Set exercise -
Reproduce the listing below exactly, minus its pictures.

· · · · · · ·

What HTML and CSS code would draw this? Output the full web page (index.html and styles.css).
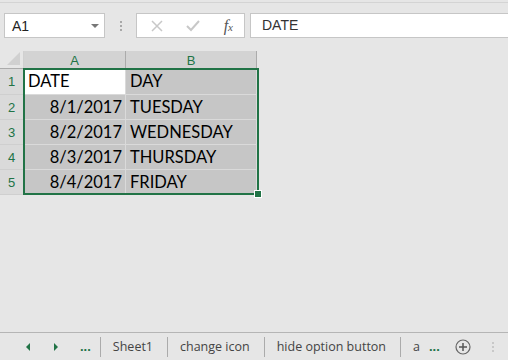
FILE: index.html
```html
<!DOCTYPE html>
<html lang="en">
<head>
    <meta charset="UTF-8">
    <title>Sheet1</title>
    <link rel="stylesheet" href="styles.css">
</head>
<body>
    <div class="app">
        <div class="formula-bar">
            <div class="name-box">
                <span>A1</span>
                <span class="caret"></span>
            </div>
            <div class="grip"><i></i><i></i><i></i></div>
            <div class="tools">
                <svg width="12" height="12" viewBox="0 0 12 12"><path d="M1 1L11 11M11 1L1 11" stroke="#c8c8c8" stroke-width="1.5"/></svg>
                <svg width="14" height="12" viewBox="0 0 14 12"><path d="M1 6L5 10L13 1" stroke="#c8c8c8" stroke-width="2" fill="none"/></svg>
                <span class="fx">f<sub>x</sub></span>
            </div>
            <div class="formula-input">DATE</div>
        </div>

        <div class="sheet">
            <div class="corner"><span class="tri"></span></div>
            <div class="col-head">A</div>
            <div class="col-head">B</div>

            <div class="row-head">1</div>
            <div class="cell active">DATE</div>
            <div class="cell">DAY</div>

            <div class="row-head">2</div>
            <div class="cell num">8/1/2017</div>
            <div class="cell">TUESDAY</div>

            <div class="row-head">3</div>
            <div class="cell num">8/2/2017</div>
            <div class="cell">WEDNESDAY</div>

            <div class="row-head">4</div>
            <div class="cell num">8/3/2017</div>
            <div class="cell">THURSDAY</div>

            <div class="row-head">5</div>
            <div class="cell num">8/4/2017</div>
            <div class="cell">FRIDAY</div>

            <div class="selection"><span class="handle"></span></div>
        </div>

        <div class="spacer"></div>

        <div class="tabs">
            <span class="nav"><span class="tri-left"></span></span>
            <span class="nav second"><span class="tri-right"></span></span>
            <span class="more">...</span>
            <span class="tab">Sheet1</span>
            <span class="tab">change icon</span>
            <span class="tab">hide option button</span>
            <span class="tab last">a</span>
            <span class="more">...</span>
            <span class="add">
                <svg width="16" height="16" viewBox="0 0 16 16"><circle cx="8" cy="8" r="7" stroke="#666" stroke-width="1.2" fill="none"/><path d="M8 4V12M4 8H12" stroke="#555" stroke-width="1.5"/></svg>
            </span>
            <div class="grip small"><i></i><i></i><i></i></div>
        </div>
    </div>
</body>
</html>
```

FILE: styles.css
```css
body {
    margin: 0;
    background-color: #e6e6e6;
    font-family: 'Liberation Sans', Arial, sans-serif;
    color: #222;
}

.app {
    width: 508px;
    height: 360px;
    display: flex;
    flex-direction: column;
    overflow: hidden;
}

.formula-bar {
    margin-top: 2px;
    border-top: 1px solid #d4d4d4;
    height: 46px;
    padding: 10px 0 0 4px;
    box-sizing: border-box;
    display: flex;
    align-items: flex-start;
}

.name-box {
    width: 101px;
    height: 25px;
    box-sizing: border-box;
    background: white;
    border: 1px solid #c6c6c6;
    display: flex;
    align-items: center;
    justify-content: space-between;
    padding: 0 5px 0 7px;
    font-size: 14px;
    color: #222;
}

.caret {
    width: 0;
    height: 0;
    border-left: 4px solid transparent;
    border-right: 4px solid transparent;
    border-top: 4px solid #777;
}

.grip {
    width: 31px;
    height: 25px;
    display: flex;
    flex-direction: column;
    align-items: center;
    justify-content: center;
    gap: 2px;
    flex-shrink: 0;
}

.grip i {
    width: 2px;
    height: 2px;
    background: #a8a8a8;
}

.tools {
    width: 109px;
    height: 25px;
    box-sizing: border-box;
    background: white;
    border: 1px solid #c6c6c6;
    display: flex;
    align-items: center;
    justify-content: space-between;
    padding: 0 11px 0 14px;
}

.fx {
    font-family: 'Liberation Serif', serif;
    font-style: italic;
    font-size: 16px;
    color: #555;
}

.fx sub {
    font-size: 11px;
    vertical-align: baseline;
}

.formula-input {
    flex: 1;
    margin-left: 5px;
    height: 25px;
    box-sizing: border-box;
    background: white;
    border: 1px solid #c6c6c6;
    border-right: none;
    padding-left: 11px;
    line-height: 23px;
    font-size: 14px;
    color: #333;
}

.sheet {
    position: relative;
    margin-top: 3px;
    display: grid;
    grid-template-columns: 24px 102px 131px;
    grid-template-rows: 18px 26px 25px 25px 25px 25px;
    width: 258px;
}

.corner {
    background: #e6e6e6;
    border-right: 1px solid #d0d0d0;
    border-bottom: 1px solid #ababab;
    position: relative;
}

.tri {
    position: absolute;
    right: 3px;
    bottom: 3px;
    width: 0;
    height: 0;
    border-left: 13px solid transparent;
    border-bottom: 13px solid #d0d0d0;
}

.col-head {
    background: #d3d3d3;
    border-right: 1px solid #ababab;
    border-bottom: 1px solid #ababab;
    text-align: center;
    font-size: 13px;
    line-height: 19px;
    color: #217346;
}

.row-head {
    background: #dadada;
    border-right: 1px solid #ababab;
    border-bottom: 1px solid #cfcfcf;
    text-align: center;
    font-size: 13px;
    line-height: 26px;
    color: #217346;
}

.cell {
    background: #c6c6c6;
    border-right: 1px solid #dadada;
    border-bottom: 1px solid #dadada;
    font-family: Lato, 'Liberation Sans', sans-serif;
    font-size: 16.5px;
    line-height: 25px;
    padding: 0 3px 0 4px;
    color: #000;
    white-space: nowrap;
}

.cell.num {
    text-align: right;
}

.cell.active {
    background: white;
}

.selection {
    position: absolute;
    left: 23px;
    top: 17px;
    width: 232px;
    height: 123px;
    border: 2px solid #217346;
}

.handle {
    position: absolute;
    right: -5px;
    bottom: -5px;
    width: 6px;
    height: 6px;
    background: #217346;
    border: 1px solid white;
}

.spacer {
    flex: 1;
}

.tabs {
    height: 27px;
    flex-shrink: 0;
    border-top: 1px solid #b5b5b5;
    display: flex;
    align-items: center;
    font-family: 'Open Sans', 'Liberation Sans', sans-serif;
    font-size: 12.5px;
    color: #444;
    padding-left: 26px;
    white-space: nowrap;
}

.nav {
    width: 28px;
    flex-shrink: 0;
    display: flex;
    align-items: center;
}

.nav.second {
    width: 26px;
}

.tri-left {
    width: 0;
    height: 0;
    border-top: 4px solid transparent;
    border-bottom: 4px solid transparent;
    border-right: 4px solid #217346;
}

.tri-right {
    width: 0;
    height: 0;
    border-top: 4px solid transparent;
    border-bottom: 4px solid transparent;
    border-left: 4px solid #217346;
}

.more {
    color: #217346;
    font-family: 'Liberation Sans', sans-serif;
    font-weight: bold;
    font-size: 13px;
    padding-right: 9px;
    flex-shrink: 0;
}

.tab {
    flex-shrink: 0;
    border-left: 1px solid #ababab;
    padding: 0 14px 0 12px;
    line-height: 20px;
}

.tab.last {
    padding-right: 9px;
}

.add {
    flex-shrink: 0;
    margin-left: 6px;
    display: flex;
}

.grip.small {
    width: 44px;
    height: 20px;
}

.grip.small i {
    background: #c8c8c8;
}
```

· · · · · · ·

Written reply -
What HTML and CSS code would draw this? Output the full web page (index.html and styles.css).
FILE: index.html
```html
<!DOCTYPE html>
<html lang="en">
<head>
    <meta charset="UTF-8">
    <title>Sheet1</title>
    <link rel="stylesheet" href="styles.css">
</head>
<body>
    <div class="app">
        <div class="formula-bar">
            <div class="name-box">
                <span>A1</span>
                <span class="caret"></span>
            </div>
            <div class="grip"><i></i><i></i><i></i></div>
            <div class="tools">
                <svg width="12" height="12" viewBox="0 0 12 12"><path d="M1 1L11 11M11 1L1 11" stroke="#c8c8c8" stroke-width="1.5"/></svg>
                <svg width="14" height="12" viewBox="0 0 14 12"><path d="M1 6L5 10L13 1" stroke="#c8c8c8" stroke-width="2" fill="none"/></svg>
                <span class="fx">f<sub>x</sub></span>
            </div>
            <div class="formula-input">DATE</div>
        </div>

        <div class="sheet">
            <div class="corner"><span class="tri"></span></div>
            <div class="col-head">A</div>
            <div class="col-head">B</div>

            <div class="row-head">1</div>
            <div class="cell active">DATE</div>
            <div class="cell">DAY</div>

            <div class="row-head">2</div>
            <div class="cell num">8/1/2017</div>
            <div class="cell">TUESDAY</div>

            <div class="row-head">3</div>
            <div class="cell num">8/2/2017</div>
            <div class="cell">WEDNESDAY</div>

            <div class="row-head">4</div>
            <div class="cell num">8/3/2017</div>
            <div class="cell">THURSDAY</div>

            <div class="row-head">5</div>
            <div class="cell num">8/4/2017</div>
            <div class="cell">FRIDAY</div>

            <div class="selection"><span class="handle"></span></div>
        </div>

        <div class="spacer"></div>

        <div class="tabs">
            <span class="nav"><span class="tri-left"></span></span>
            <span class="nav second"><span class="tri-right"></span></span>
            <span class="more">...</span>
            <span class="tab">Sheet1</span>
            <span class="tab">change icon</span>
            <span class="tab">hide option button</span>
            <span class="tab last">a</span>
            <span class="more">...</span>
            <span class="add">
                <svg width="16" height="16" viewBox="0 0 16 16"><circle cx="8" cy="8" r="7" stroke="#666" stroke-width="1.2" fill="none"/><path d="M8 4V12M4 8H12" stroke="#555" stroke-width="1.5"/></svg>
            </span>
            <div class="grip small"><i></i><i></i><i></i></div>
        </div>
    </div>
</body>
</html>
```

FILE: styles.css
```css
body {
    margin: 0;
    background-color: #e6e6e6;
    font-family: 'Liberation Sans', Arial, sans-serif;
    color: #222;
}

.app {
    width: 508px;
    height: 360px;
    display: flex;
    flex-direction: column;
    overflow: hidden;
}

.formula-bar {
    margin-top: 2px;
    border-top: 1px solid #d4d4d4;
    height: 46px;
    padding: 10px 0 0 4px;
    box-sizing: border-box;
    display: flex;
    align-items: flex-start;
}

.name-box {
    width: 101px;
    height: 25px;
    box-sizing: border-box;
    background: white;
    border: 1px solid #c6c6c6;
    display: flex;
    align-items: center;
    justify-content: space-between;
    padding: 0 5px 0 7px;
    font-size: 14px;
    color: #222;
}

.caret {
    width: 0;
    height: 0;
    border-left: 4px solid transparent;
    border-right: 4px solid transparent;
    border-top: 4px solid #777;
}

.grip {
    width: 31px;
    height: 25px;
    display: flex;
    flex-direction: column;
    align-items: center;
    justify-content: center;
    gap: 2px;
    flex-shrink: 0;
}

.grip i {
    width: 2px;
    height: 2px;
    background: #a8a8a8;
}

.tools {
    width: 109px;
    height: 25px;
    box-sizing: border-box;
    background: white;
    border: 1px solid #c6c6c6;
    display: flex;
    align-items: center;
    justify-content: space-between;
    padding: 0 11px 0 14px;
}

.fx {
    font-family: 'Liberation Serif', serif;
    font-style: italic;
    font-size: 16px;
    color: #555;
}

.fx sub {
    font-size: 11px;
    vertical-align: baseline;
}

.formula-input {
    flex: 1;
    margin-left: 5px;
    height: 25px;
    box-sizing: border-box;
    background: white;
    border: 1px solid #c6c6c6;
    border-right: none;
    padding-left: 11px;
    line-height: 23px;
    font-size: 14px;
    color: #333;
}

.sheet {
    position: relative;
    margin-top: 3px;
    display: grid;
    grid-template-columns: 24px 102px 131px;
    grid-template-rows: 18px 26px 25px 25px 25px 25px;
    width: 258px;
}

.corner {
    background: #e6e6e6;
    border-right: 1px solid #d0d0d0;
    border-bottom: 1px solid #ababab;
    position: relative;
}

.tri {
    position: absolute;
    right: 3px;
    bottom: 3px;
    width: 0;
    height: 0;
    border-left: 13px solid transparent;
    border-bottom: 13px solid #d0d0d0;
}

.col-head {
    background: #d3d3d3;
    border-right: 1px solid #ababab;
    border-bottom: 1px solid #ababab;
    text-align: center;
    font-size: 13px;
    line-height: 19px;
    color: #217346;
}

.row-head {
    background: #dadada;
    border-right: 1px solid #ababab;
    border-bottom: 1px solid #cfcfcf;
    text-align: center;
    font-size: 13px;
    line-height: 26px;
    color: #217346;
}

.cell {
    background: #c6c6c6;
    border-right: 1px solid #dadada;
    border-bottom: 1px solid #dadada;
    font-family: Lato, 'Liberation Sans', sans-serif;
    font-size: 16.5px;
    line-height: 25px;
    padding: 0 3px 0 4px;
    color: #000;
    white-space: nowrap;
}

.cell.num {
    text-align: right;
}

.cell.active {
    background: white;
}

.selection {
    position: absolute;
    left: 23px;
    top: 17px;
    width: 232px;
    height: 123px;
    border: 2px solid #217346;
}

.handle {
    position: absolute;
    right: -5px;
    bottom: -5px;
    width: 6px;
    height: 6px;
    background: #217346;
    border: 1px solid white;
}

.spacer {
    flex: 1;
}

.tabs {
    height: 27px;
    flex-shrink: 0;
    border-top: 1px solid #b5b5b5;
    display: flex;
    align-items: center;
    font-family: 'Open Sans', 'Liberation Sans', sans-serif;
    font-size: 12.5px;
    color: #444;
    padding-left: 26px;
    white-space: nowrap;
}

.nav {
    width: 28px;
    flex-shrink: 0;
    display: flex;
    align-items: center;
}

.nav.second {
    width: 26px;
}

.tri-left {
    width: 0;
    height: 0;
    border-top: 4px solid transparent;
    border-bottom: 4px solid transparent;
    border-right: 4px solid #217346;
}

.tri-right {
    width: 0;
    height: 0;
    border-top: 4px solid transparent;
    border-bottom: 4px solid transparent;
    border-left: 4px solid #217346;
}

.more {
    color: #217346;
    font-family: 'Liberation Sans', sans-serif;
    font-weight: bold;
    font-size: 13px;
    padding-right: 9px;
    flex-shrink: 0;
}

.tab {
    flex-shrink: 0;
    border-left: 1px solid #ababab;
    padding: 0 14px 0 12px;
    line-height: 20px;
}

.tab.last {
    padding-right: 9px;
}

.add {
    flex-shrink: 0;
    margin-left: 6px;
    display: flex;
}

.grip.small {
    width: 44px;
    height: 20px;
}

.grip.small i {
    background: #c8c8c8;
}
```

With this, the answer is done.